Mit der Machtfülle des Ministerpräsidenten ging ein Verlust des Systems von Checks and Balances einher. Dutzende von Journalisten wurden in den vergangenen Jahren wegen Terrorismusverdachts ins Gefängnis geworfen, und vor zwei Wochen wurde ein armenischer Türke wegen Beleidigung des Propheten Mohammed zu 13 Jahren Haft verurteilt.

Auch die Außenpolitik liegt in Scherben. Die "Politik der null Probleme", die sich vor allem an die arabischen Nachbarstaaten richtete und mit der die Türkei zu einer Regionalmacht avancieren wollte, ist gescheitert. Hatten Assad und Erdogan samt ihren Familien vor fünf Jahren noch zusammen Urlaub gemacht, so unterstützt Erdogan jetzt die syrische Opposition in einem Krieg, der immer mehr religiöse Züge annimmt: Sunniten gegen Schiiten. Und so greift unter der Minderheit der türkischen Aleviten, die traditionell laizistisch orientiert sind, zunehmend Angst um sich, weil sie wie die syrischen Alawiten, denen Assad und sein Machtklüngel angehören, als Schiiten gelten.

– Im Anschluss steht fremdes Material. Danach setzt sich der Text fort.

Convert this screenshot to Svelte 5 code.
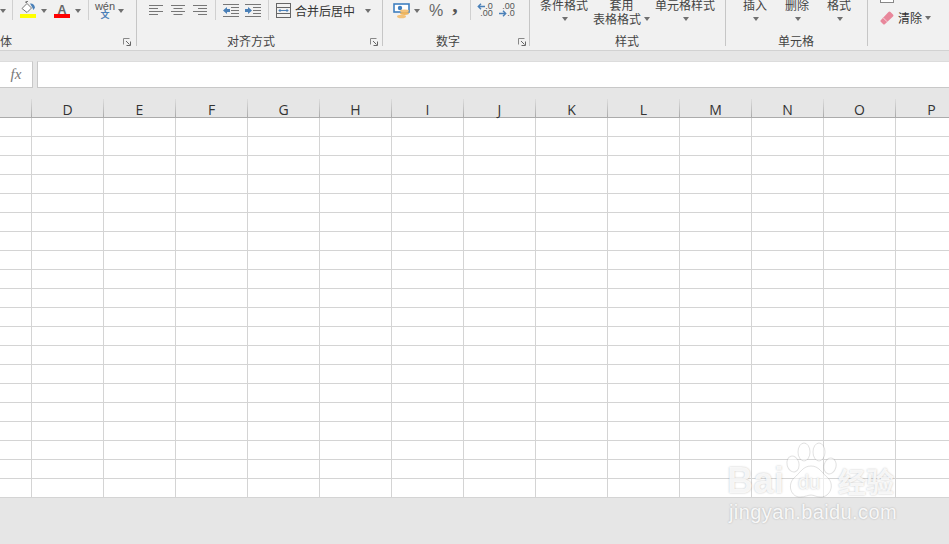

Diese Gemengelage von autoritärer Verhärtung des Regimes, zunehmendem Einfluss der Religion und Angst vor den Folgen des syrischen Bürgerkriegs erklärt, weshalb ein Protest gegen das Fällen einiger Bäume zur Massenbewegung wurde.

Erdogan hat am Wochenende ein Stück weit nachgegeben und den harten Einsatz der Polizei kritisiert. Doch drohte er andererseits, er könne gegen die 200 000 Demonstranten auch eine Million mobilisieren. Vermutlich hat er damit recht. Für die Türkei wäre es fatal. Es würde die Spaltung der türkischen Gesellschaft vertiefen. Aber immerhin könnte Erdogan, das Alphatier, das sich zum Sultan gewandelt hat, dann seine Ambitionen, sich nach einer Verfassungsänderung im nächsten Jahr zum mit neuen Vollmachten ausgestatteten Präsidenten wählen zu lassen, wohl endgültig begraben.